De cette jeunesse poétique commune — « au même faisceau » — que reste-il entre Maurras et Coulon ? Il semble qu’en 1927 Marcel Coulon avait d’une part renié certaines choix esthétiques auxquels Maurras était resté fidèle, parfois au prix de quelques explications. Il semble surtout d’autre part qu’une différence de méthode gène Maurras qui semble mal à l’aise avec ce qu’il décrit comme des détours, des délices et des raffinements sans fin ni but chez son ami. La critique littéraire de Maurras tranche et choisit, n’hésite pas à prononcer, comme nous l’avons souligné récemment à propos de Baudelaire dans un texte plus tardif, là où Coulon semble se complaire dans une critique descriptive et moins décidée.
Jamais il ne vous semble que l’on puisse tenir un compte suffisant de tout. Ma seule réplique possible est qu’à compter sans cesse, le compte ne finira point.
Or il faut finir, c’est une question de santé : d’où l’évocation grecque de la figure d’Hygie, fille d’Asclépios. Choisir et trancher en critique, c’est dire ce qui est bon, c’est renouer avec une « hygiénique » norme classique et antique, pas tant dans la forme que dans le regard même porté sur la poésie et son statut.
« Sire, c’est Ponchon »
De là viennent les multiples allusions qui, dans la seconde partie du texte, tirent Ponchon vers le classicisme antique ou français, sans qu’il y ait à cela de raison particulière dans son œuvre. Le classicisme pour Maurras est bien dans le regard porté sur un texte, dans l’appréciation qu’il permet ou ne permet pas chez son lecteur. Sans doute Maurras défend pour lui ce qu’on appellera son atticisme. Mais la réconciliation avec Coulon sur l’excellence de Ponchon, « Bacchus indien » soutenu par des nymphes montre bien que l’auteur de la Muse du cabaret n’était pas jugé indigne.

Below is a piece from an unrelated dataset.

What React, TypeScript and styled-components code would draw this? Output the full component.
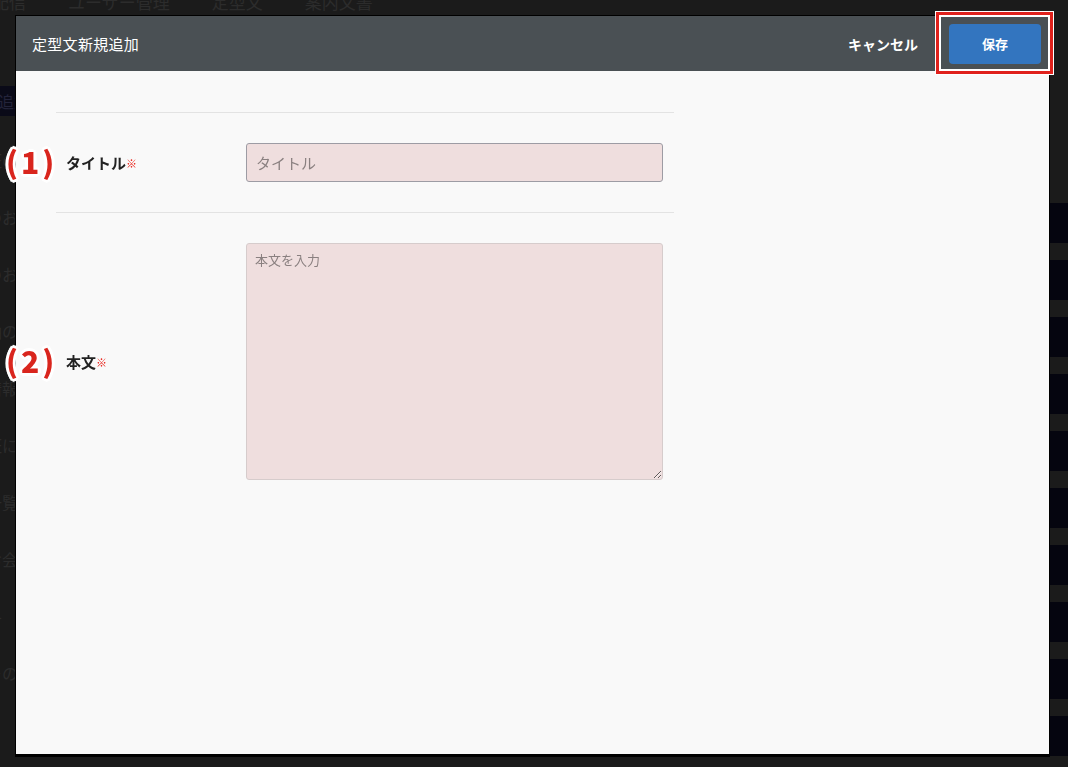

Certes la forme de Ponchon n’est pas toujours très pure et son inspiration n’a souvent rien d’académique, mais c’est de « franchise » et de « vérité » qu’il est question ici bien plus que de rimes ou du respect pour des chinoiseries dont Maurras a souligné ailleurs la vanité et l’arbitraire parfois absurde.
Il revient même à ce compte sur ce qu’il appelle sa détestation pour les deux compagnons, Bouchor et Richepin, avec qui Ponchon avait formé le Groupe des Vivants. Il faut « rendre toutes les grâces dues à Messieurs Jean Richepin et Maurice Bouchor, ces membres bien heureux d’une incomparable amitié, pour la belle part qu’ils ont prise à la vie mentale de Raoul Ponchon, à ses lectures, à ses études, soucis littéraires, préoccupations philosophiques et morales. »
Alors, Ponchon, un classique ? sans doute. Au point que Maurras rapproche l’enfant de cette ville que l’on appelait encore Napoléon-Vendée des fils d’Athènes, comme Moréas, et de Provence, mentionnant même la haute figure de Goethe pour sceller l’expression de cette « merveilleuse vertu des races et des climats latins » qui prend dès lors figure d’excellence universelle plus que de gloriole de terroir.